I'm feeling a little displaced in my own home these days. Last night I emptied 3 tall drawer-unit cabinets in the studio because tomorrow they also go to a new home...that of a friend and student. And that meant unloading 21 drawers and trying to fit everything coming out of those into my new IKEA cabinets. Didn't work. I've got about 100 bottles of paint that are too tall for the new drawers.
What do to...what to do.
I feel like I've dropped a ball of string (or yarn or ribbon) and it's rolling down the stairs, out the door...
Add to this my preparations for tomorrow's class. Give me strength. The farm tables are now covered with stuff from all those drawers. I know my biggest rotary paper cutter is under there somewhere. Not sure what else I'll find tonight as I scramble to tidy up, rerrange tables & chairs, and set out kits at each place setting. But if I can lose something that measures 15x24, you know that's a big pile!!!
I'm the little engine that could. I can do it, I can do it....you think?
I'm suddenly feeling an attachment to my kitchen table and chairs. I love that iron scrollwork with grape clusters and leaves, the wicker weave on the back of the chairs, that glass top I've cursed a zillion times for showing every fingerprint and smudge. And wouldn't you just know, we bought the light fixtures in the same bronze finish as my table & chairs. Now with those gone and new stainless steel appliances coming in, dare I suggest new lighting fixtures to match? Lightening will strike me. I dare not say it. Shouldn't even think it. Certainly shouldn't have typed it here!

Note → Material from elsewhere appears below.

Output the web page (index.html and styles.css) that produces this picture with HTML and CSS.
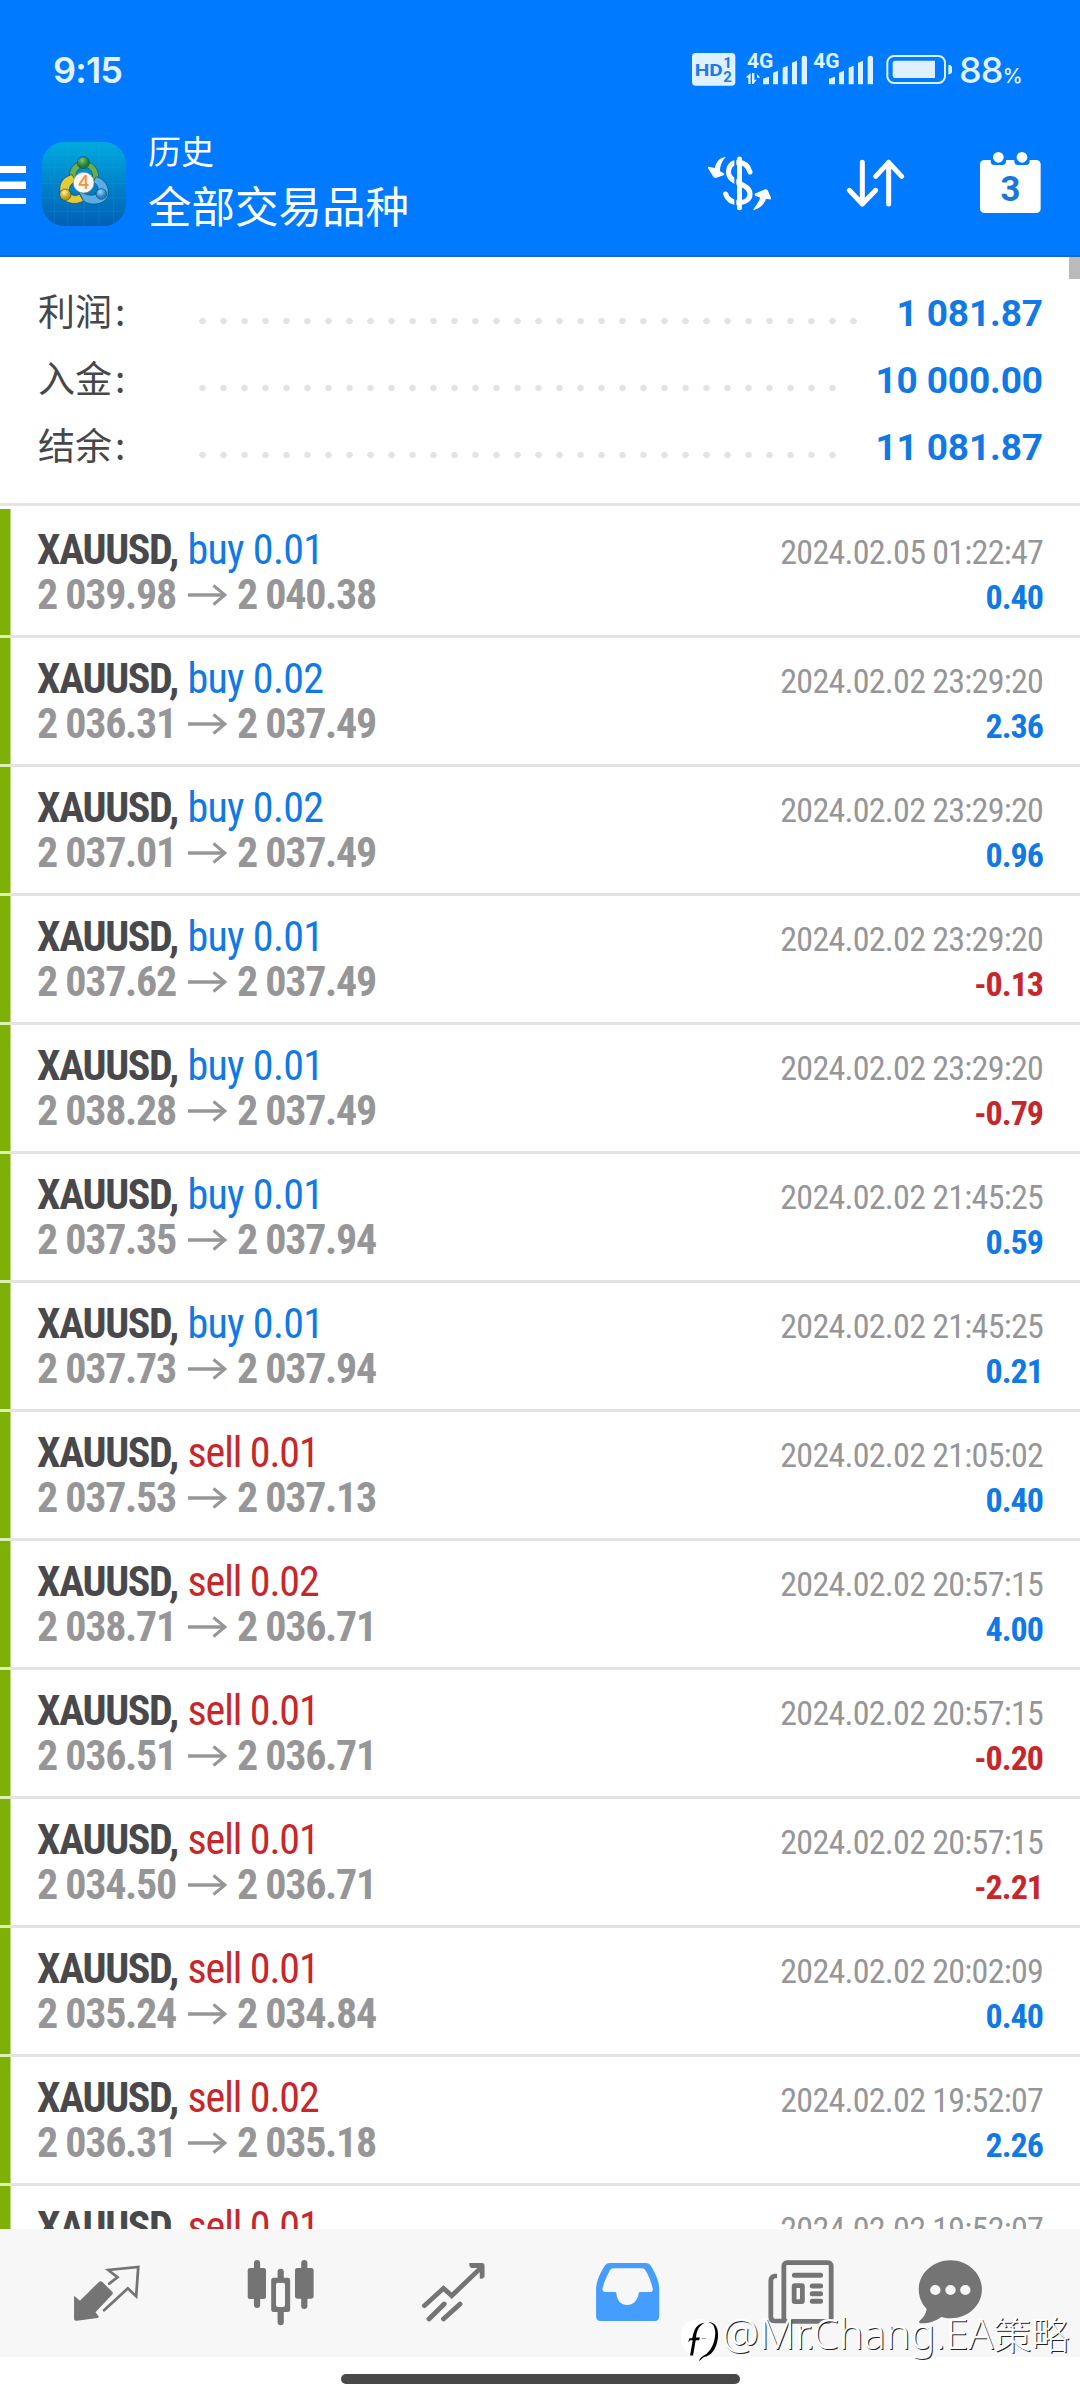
FILE: index.html
```html
<!DOCTYPE html>
<html lang="zh-CN">
<head>
<meta charset="utf-8">
<title>历史</title>
<link rel="stylesheet" href="styles.css">
</head>
<body>
<div class="screen">
<header class="header">
  <div class="status">
    <span class="clock">9:15</span>
    <span class="status-right">
      <svg class="status-icons" viewBox="90 60 792 120" fill="#dff0ff">
        <path fill-rule="evenodd" d="M107 69H215a11 11 0 0 1 11 11V156a11 11 0 0 1-11 11H107a11 11 0 0 1-11-11V80a11 11 0 0 1 11-11Z"/>
        <text x="104" y="138" textLength="84" lengthAdjust="spacingAndGlyphs" class="hd">HD</text>
        <text x="190" y="113" class="hd-num">1</text>
        <text x="190" y="155" class="hd-num">2</text>
        <text x="261" y="114" textLength="79" lengthAdjust="spacingAndGlyphs" class="net">4G</text>
        <text x="460" y="114" textLength="79" lengthAdjust="spacingAndGlyphs" class="net">4G</text>
        <path d="M258 142l14-13v33h-7v-18zM276 129h7v20h7l-10 13h-4zM291 132l10 11h-10z"/>
        <path d="M309 146l18-6v23h-18zM339 128l15-6v41h-15zM368 113l15-6v56h-15zM396 98l15-6v71h-15zM425 83q0-6 8-6t8 6v80h-16z"/>
        <path d="M507 146l18-6v23h-18zM537 128l15-6v41h-15zM566 113l15-6v56h-15zM594 98l15-6v71h-15zM623 83q0-6 8-6t8 6v80h-16z"/>
        <rect x="682" y="78" width="173" height="81" rx="20" fill="none" stroke="#dff0ff" stroke-width="6"/>
        <path d="M705 92h120v52H705a7 7 0 0 1-7-7V99a7 7 0 0 1 7-7zM865 104q11 1 11 8v13q0 7-11 8z"/>
      </svg>
      <span class="battery">88<small>%</small></span>
    </span>
  </div>
  <div class="toolbar">
    <svg class="menu" viewBox="0 0 26 40" fill="#fff"><path d="M0 2h26v7H0zM0 17.500h26v7.500H0zM0 34h26v6H0z"/></svg>
    <svg class="logo" viewBox="36 36 252 252">
      <defs>
        <linearGradient id="sky" x1="0" y1="0" x2="0" y2="1"><stop offset="0" stop-color="#00aadf"/><stop offset=".5" stop-color="#0083cb"/><stop offset="1" stop-color="#0060b4"/></linearGradient>
        <radialGradient id="ballG" cx=".4" cy=".3"><stop offset="0" stop-color="#86c47a"/><stop offset="1" stop-color="#1d7d33"/></radialGradient>
        <radialGradient id="ballY" cx=".4" cy=".3"><stop offset="0" stop-color="#fff3a0"/><stop offset="1" stop-color="#c39c14"/></radialGradient>
        <radialGradient id="ballB" cx=".4" cy=".3"><stop offset="0" stop-color="#9fd8fa"/><stop offset="1" stop-color="#2280c8"/></radialGradient>
      </defs>
      <rect x="36" y="36" width="252" height="252" rx="66" fill="url(#sky)"/>
      <path d="M73 46V278M113 37V287M162 37V287M207 37V287M250 44V280M46 73H278M37 113H287M37 160H287M37 204H287M44 245H280" stroke="#3fb5e8" stroke-opacity=".22" stroke-width="2"/>
      <g stroke="#0c4f6a" stroke-width="2">
        <path d="M119 150C113 110 138 92 164 94C195 96 212 126 204 154L188 146C190 124 178 112 162 112C146 112 136 126 137 144Z" fill="#68b04e"/>
        <path d="M126 134C94 142 82 168 94 198C104 220 138 228 160 212L148 192C138 200 128 198 120 188C114 174 122 160 138 154Z" fill="#e4cb38"/>
        <path d="M198 140C228 148 242 178 232 202C218 228 176 226 160 212L146 184C162 192 188 202 202 190C208 178 204 164 190 156Z" fill="#5aaee8"/>
        <circle cx="160" cy="98" r="18" fill="url(#ballG)"/><circle cx="106" cy="194" r="17" fill="url(#ballY)"/><circle cx="214" cy="192" r="16" fill="url(#ballB)"/>
      </g>
      <circle cx="161" cy="158" r="31" fill="#fbf9f4" stroke="#8a958c" stroke-width="2"/>
      <text x="161" y="178" text-anchor="middle" class="logo-num">4</text>
    </svg>
    <div class="titles"><span class="kicker">历史</span><span class="title">全部交易品种</span></div>
    <svg class="ico-money" viewBox="138 366 198 192">
      <path d="M270 426C263 402 247 397 233 397C215 397 204 410 206 430C208 446 222 453 238 460C256 468 270 476 270 493C270 508 256 518 238 518C218 518 203 512 197 492" fill="none" stroke="#fff" stroke-width="15" stroke-linecap="round"/>
      <path d="M226 390v140" stroke="#007aff" stroke-width="6"/>
      <path d="M238.500 387v146" stroke="#fff" stroke-width="15" stroke-linecap="round"/>
      <path d="M198 381C184 382 170 390 164 414L146 410Q142 412 145 416L160 440Q163 445 169 443L191 436Q195 432 190 429L180 424C180 405 188 390 198 381ZM279 540C286 528 297 515 301 503L286 497Q281 493 288 490L315 478Q320 476 323 481L333 503Q334 510 328 508L318 507C311 526 295 538 279 540Z" fill="#fff"/>
    </svg>
    <svg class="ico-sort" viewBox="555 366 183 192" fill="none" stroke="#fff" stroke-width="15" stroke-linecap="round" stroke-linejoin="round"><path d="M607 397V522M568 481L607 522L647 481M686 522V397M647 439L686 397L725 439"/></svg>
    <svg class="ico-cal" viewBox="957 366 186 192">
      <rect x="960" y="390" width="182" height="159" rx="13" fill="#fff"/>
      <path d="M992 380h46v14q0 11-11 11h-24q-11 0-11-11zM1063 380h46v14q0 11-11 11h-24q-11 0-11-11z" fill="#007aff"/>
      <circle cx="1015" cy="382" r="16" fill="#fff"/><circle cx="1086" cy="382" r="16" fill="#fff"/>
      <text x="1051" y="514" text-anchor="middle" class="cal-num">3</text>
    </svg>
  </div>
</header>
<section class="summary">
  <div class="sum"><span class="label">利润<span class="colon">:</span></span><i class="dots"></i><b>1 081.87</b></div>
  <div class="sum"><span class="label">入金<span class="colon">:</span></span><i class="dots short"></i><b>10 000.00</b></div>
  <div class="sum"><span class="label">结余<span class="colon">:</span></span><i class="dots short"></i><b>11 081.87</b></div>
</section>
<main class="deals" id="deals"></main>
<nav class="tabs">
  <svg class="tab" viewBox="132 111 200 216" preserveAspectRatio="none">
    <path d="M138 227L155 242L210 186Q215 182 220 186L249 216Q252 220 248 224L200 277L209 289Q210 293 206 294L146 302Q138 303 138 297Z" fill="#747474"/>
    <path d="M240 191L264 172L237 150L324 141L318 229L294 205L225 271" fill="none" stroke="#747474" stroke-width="8" stroke-linecap="round"/>
  </svg>
  <svg class="tab" viewBox="713 231 200 216" preserveAspectRatio="none" stroke="#747474" stroke-linecap="round">
    <path d="M745 249V375M882 249V378M813.500 275V300M813.500 395V427" stroke-width="18"/>
    <g fill="#747474" stroke="none"><rect x="718" y="264" width="53" height="93" rx="7"/><rect x="855" y="264" width="54" height="92" rx="7"/><path fill-rule="evenodd" d="M793 293h41q7 0 7 7v89q0 7-7 7h-41q-7 0-7-7v-89q0-7 7-7zM806 308q-6 0-6 6v61q0 6 6 6h14q6 0 6-6v-61q0-6-6-6z"/></g>
  </svg>
  <svg class="tab" viewBox="1216 231 200 216" preserveAspectRatio="none" fill="none" stroke="#747474" stroke-width="14" stroke-linecap="round">
    <path d="M1232 377L1287 325L1311 347L1393 266M1245 417L1289 372M1287 417L1335 372"/><path d="M1362 249H1398Q1406 249 1406 257V290Q1402 298 1392 296V264H1368Q1360 260 1362 249Z" fill="#747474" stroke="none"/>
  </svg>
  <svg class="tab" viewBox="153 231 200 216" preserveAspectRatio="none">
    <path fill="#459dfd" fill-rule="evenodd" d="M200 249H306Q316 249 321 258C334 280 345 304 345 328V409Q345 423 332 423H175Q162 423 162 409V328C162 304 174 278 187 257Q192 249 200 249ZM212 265Q205 265 202 271C193 289 184 308 181 325Q179 336 189 336H217Q221 336 221 341C222 361 235 375 252 375C269 375 283 361 285 341Q285 336 290 336H318Q328 336 326 325C322 308 315 288 305 271Q302 265 295 265Z"/>
  </svg>
  <svg class="tab wide" viewBox="655 231 210 216" preserveAspectRatio="none" fill="none" stroke="#747474" stroke-width="14">
    <rect x="710" y="248" width="138" height="176" rx="9"/><path d="M690 288H684Q672 290 672 302V410Q672 423 684 423H712"/><path d="M741 286H817M793 318H817M793 341H817M793 364H817" stroke-width="15" stroke-linecap="round"/><rect x="740" y="317" width="24" height="48" stroke-width="14" rx="2"/>
  </svg>
  <svg class="tab" viewBox="1094 231 200 216" preserveAspectRatio="none">
    <path d="M1194 241C1245 241 1285 281 1285 328C1285 377 1245 415 1194 415C1185 415 1176 413 1167 411C1150 424 1130 431 1106 430Q1101 428 1104 423C1115 414 1123 402 1125 387C1110 371 1102 351 1102 328C1102 281 1143 241 1194 241Z" fill="#747474"/><g fill="#f7f7f7"><circle cx="1150" cy="330" r="15"/><circle cx="1194" cy="330" r="15"/><circle cx="1237" cy="330" r="15"/></g>
  </svg>
</nav>
<footer class="home"><span class="pill"></span></footer>
<i class="scrollbar"></i>
<div class="mark">
  <svg class="mark-logo" viewBox="0 80 120 136"><path d="M16 100Q60 72 98 100Q118 130 106 170Q90 196 60 200Q10 190 4 160Q0 120 16 100Z" fill="#fff"/><path d="M84 95C108 95 117 114 114 144C110 178 92 198 72 201L57 214C61 200 70 198 80 191C98 176 107 148 106 124C104 106 98 99 84 95ZM74 97C56 99 45 112 42 124C38 136 38 142 36 144H28L24 156L30 150H38L30 196H39L47 150H57L60 142H48C50 118 58 106 74 97Z" fill="#000"/><path d="M66 145H78" stroke="#999" stroke-width="3"/></svg>
  <span class="mark-text">@Mr.Chang.EA<em>策略</em></span>
</div>
</div>
<script src="deals.js"></script>
</body>
</html>
```
FILE: deals.js
```js
const deals = [
  ["buy 0.01", "2 039.98", "2 040.38", "2024.02.05 01:22:47", "0.40"],
  ["buy 0.02", "2 036.31", "2 037.49", "2024.02.02 23:29:20", "2.36"],
  ["buy 0.02", "2 037.01", "2 037.49", "2024.02.02 23:29:20", "0.96"],
  ["buy 0.01", "2 037.62", "2 037.49", "2024.02.02 23:29:20", "-0.13"],
  ["buy 0.01", "2 038.28", "2 037.49", "2024.02.02 23:29:20", "-0.79"],
  ["buy 0.01", "2 037.35", "2 037.94", "2024.02.02 21:45:25", "0.59"],
  ["buy 0.01", "2 037.73", "2 037.94", "2024.02.02 21:45:25", "0.21"],
  ["sell 0.01", "2 037.53", "2 037.13", "2024.02.02 21:05:02", "0.40"],
  ["sell 0.02", "2 038.71", "2 036.71", "2024.02.02 20:57:15", "4.00"],
  ["sell 0.01", "2 036.51", "2 036.71", "2024.02.02 20:57:15", "-0.20"],
  ["sell 0.01", "2 034.50", "2 036.71", "2024.02.02 20:57:15", "-2.21"],
  ["sell 0.01", "2 035.24", "2 034.84", "2024.02.02 20:02:09", "0.40"],
  ["sell 0.02", "2 036.31", "2 035.18", "2024.02.02 19:52:07", "2.26"],
  ["sell 0.01", "", "", "2024.02.02 19:52:07", ""]
];
const arrow = '<svg class="arrow" viewBox="0 0 39 22" fill="none" stroke="#969696"><path d="M0 11H36" stroke-width="3.5"/><path d="M25.500 1.500L37 11L25.500 20.500" stroke-width="3"/></svg>';
document.getElementById("deals").innerHTML = deals.map(([side, from, to, time, profit]) => `
  <article class="deal">
    <div class="left">
      <div class="line"><span class="symbol">XAUUSD,</span><span class="${side.split(" ")[0]}">${side}</span></div>
      ${from && `<div class="line price"><span class="from">${from}</span>${arrow}<span>${to}</span></div>`}
    </div>
    <div class="right">
      <div class="line time">${time}</div>
      ${profit && `<div class="line profit ${profit[0] === "-" ? "loss" : ""}">${profit}</div>`}
    </div>
  </article>`).join("");
```
FILE: styles.css
```css
* { box-sizing: border-box; }
body { margin: 0; background: #fff; font-family: Roboto, "Noto Sans CJK SC", sans-serif; }
svg { display: block; flex: none; }
.screen { position: relative; display: flex; flex-direction: column; width: 1080px; height: 2400px; overflow: hidden; }

.header { flex: none; height: 257px; background: #007aff; border-bottom: 2px solid #1768c0; color: #fff; }
.status { height: 110px; padding: 30px 58px 0 53px; display: flex; justify-content: space-between; align-items: flex-start; color: #e2f3ff; font-family: Inter, sans-serif; font-weight: 600; }
.clock { font-size: 36px; line-height: 80px; letter-spacing: -0.800px; }
.status-right { display: flex; align-items: flex-start; gap: 5px; }
.status-icons { width: 264px; height: 40px; margin-top: 20px; }
.battery { font-size: 36px; line-height: 80px; letter-spacing: -0.800px; width: 63px; white-space: nowrap; font-weight: 500; }
.battery small { font-size: 20px; }
.hd { font: 700 52px Roboto, sans-serif; fill: #1a7cf0; }
.hd-num { font: 700 45px Roboto, sans-serif; fill: #1a7cf0; }
.net { font: 700 60px Roboto, sans-serif; }
.toolbar { height: 148px; padding-right: 39px; display: flex; align-items: center; }
.menu { width: 26px; height: 40px; }
.logo { width: 84px; height: 84px; margin: 0 22px 0 16px; }
.logo-num { font: 700 54px Lato, sans-serif; fill: #f0953c; }
.titles { flex: 1; display: flex; flex-direction: column; margin-top: -8px; font-family: "Noto Sans CJK SC", sans-serif; }
.kicker { font-size: 33px; line-height: 49px; }
.title { font-size: 43.500px; line-height: 59px; }
.ico-money { width: 66px; height: 64px; overflow: visible; }
.ico-sort { width: 61px; height: 64px; margin: 0 73px; }
.ico-cal { width: 62px; height: 64px; overflow: visible; }
.cal-num { font: 700 104px Roboto, sans-serif; fill: #1877d8; }

.summary { flex: none; padding: 23px 37px 22px 38px; border-bottom: 3px solid #e4e4e6; margin-bottom: 3px; }
.sum { display: flex; align-items: center; height: 67px; }
.label { width: 154px; padding-bottom: 8px; font: 37px/58px "Noto Sans CJK SC", sans-serif; color: #47474a; }
.colon { margin-left: 3px; }
.dots { width: 672px; height: 8px; margin-top: 14px; background: radial-gradient(circle at center, #e3e3e5 2.800px, transparent 3.700px) 0 0 / 21px 8px; }
.dots.short { width: 651px; }
.sum b { margin-left: auto; font: 700 37px/67px Roboto, sans-serif; letter-spacing: -0.100px; color: #1079e6; }

.deals { flex: 1; overflow: hidden; font-family: "Roboto Condensed", Roboto, sans-serif; font-size: 42px; line-height: 45px; }
.deal { display: flex; justify-content: space-between; height: 129px; padding: 18px 37px 0 37px; background: linear-gradient(#dcefb4, #dcefb4) 0 100% / 11px 3px no-repeat, linear-gradient(#e3e3e5, #e3e3e5) 0 100% / 100% 3px no-repeat, linear-gradient(#7fb007, #7fb007) 0 0 / 10.500px 100% no-repeat; }
.line { display: flex; align-items: center; height: 45px; white-space: pre; }
.symbol { width: 150.500px; font-weight: 700; letter-spacing: -1.350px; color: #49494c; }
.buy { color: #1079e6; letter-spacing: -0.700px; }
.sell { color: #c7262a; letter-spacing: -1.100px; }
.price { font-weight: 700; letter-spacing: -1.300px; color: #969698; }
.from { width: 151px; }
.arrow { width: 39px; height: 22px; margin: 0 10px 0 0; }
.right { padding-top: 3px; display: flex; flex-direction: column; align-items: flex-end; font-size: 34px; }
.time { letter-spacing: -0.730px; color: #969698; }
.profit { font-weight: 700; letter-spacing: -1px; color: #1079e6; }
.loss { color: #c7262a; }

.tabs { flex: none; height: 128px; padding-left: 20px; background: #f7f7f7; display: grid; grid-template-columns: repeat(5, 173.500px) 125px; align-items: center; justify-items: center; }
.tab { width: 69px; height: 72px; }
.tab.wide { width: 72px; }
.home { flex: none; height: 43px; padding-top: 17px; display: flex; justify-content: center; }
.pill { width: 399px; height: 10px; border-radius: 5px; background: #484848; }
.scrollbar { position: absolute; right: 0; top: 257px; width: 11px; height: 22px; background: #bababa; }
.mark { position: absolute; left: 680px; top: 2317px; display: flex; align-items: flex-start; }
.mark-logo { width: 40px; height: 45px; }
.mark-text { margin-left: 2px; font: 300 41.500px/48px "Noto Sans", "Open Sans", sans-serif; color: #fff; text-shadow: 1px 1px 0 #222; white-space: nowrap; margin-top: -8px; }
.mark-text em { font: 300 38px/48px "Noto Sans CJK SC", sans-serif; }
```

Okay people, laugh with me. Mother just called and she's lost. As we live and breathe... You can count on one hand how many times she's been to my house in 7 years. (You could actually count it on 3 fingers). My mother lives off of Hwy 64 East; I live off Hwy 64 West. Now it seems to me (all I'm saying) she oughta be able to drive from point A to point B. This is a woman who can drive 5 hours to Cherokee and find a casino in darkness, rain, fog so thick you can't see 3 feet in front of the car. But no, she can't find me. In her frantic voice, one I'm ever so familiar with (yes, it sounds very much like my own), she tells me she's in front of a big school with a green roof. What's the name of the school Mother? I don't know. She drives further and tells me it's Adams Elementary. Laugh again, because as soon as I asked the question I realized I still wouldn't know where it is. My son is 33 years old and went to schools in Garner. What do I know about schools in Cary?
So I asked if she was on a 4-lane road when she turned into the school parking lot. (Oh, there's that nasty, sarcastic tone I recognize, telling me she doesn't know.) How can you not know? You were on a road; you turned into a school parking lot. Was it a 2-lane city street or a 4-lane road like Cary Towne Center Blvd? I hear a bell dinging in the background. She's either opened her door to run or she's unhooked her seatbelt, also to run. She does not handle stress well.
I'm smiling as I type that. I tell you now, I'm exactly like my mother. I can see where this is going. If I think I've dropped a ball of string that's racing away, you can't imagine what this is like.
When I say she's been to my home 3 times in 7 years, that doesn't mean she hasn't set out for my house more times than that. Oh heavens, she's gotten with 6 miles of my house, sorted herself out, found the way back home, and put foot to pedal and done exactly that...driven right back home. And the best part: she doesn't call to tell me where she is. Nope. She goes back home and calls to tell me what's happened. The trauma. The stress.
So today, I'm trying to keep her on the phone. I feel like I'm working one of those suicide hotlines. Keep her calm. Keep her on the line. Keep her talking...distracted...til we can reach her.
She circles and heads back down the driveway, and sure enough, it's Cary Towne Center Blvd. She spots the mall across the street and asks if she should drive over there. She's just toying with me now, right? Like we can find her in that vast sea of cars at a shopping center! I tell her to turn right and she'll spot a McDonald's directly in front of her at the next light/intersection. Pull into that parking lot and don't move. Well, she could go in a for a kid's happy meal if I thought it would make her happy. But I am my mother's daughter, and trust me, it will not alter her mood in any way.
Clearly I'm needed elsewhere so I've got to go now. The sun is shining. It's supposed to be in the mid 70's today. No rain. Only blue skies, birds chirping, flowers blooming, swaying softly in the breeze.
Through clenched teeth I tell you to keep smiling. Everything's gonna be fine. Maybe during all this packing, cleaning, clearing of clutter I'll find my old bite guard. Teeth gnashing is not a good thing. A necessary thing, yes. Just not good.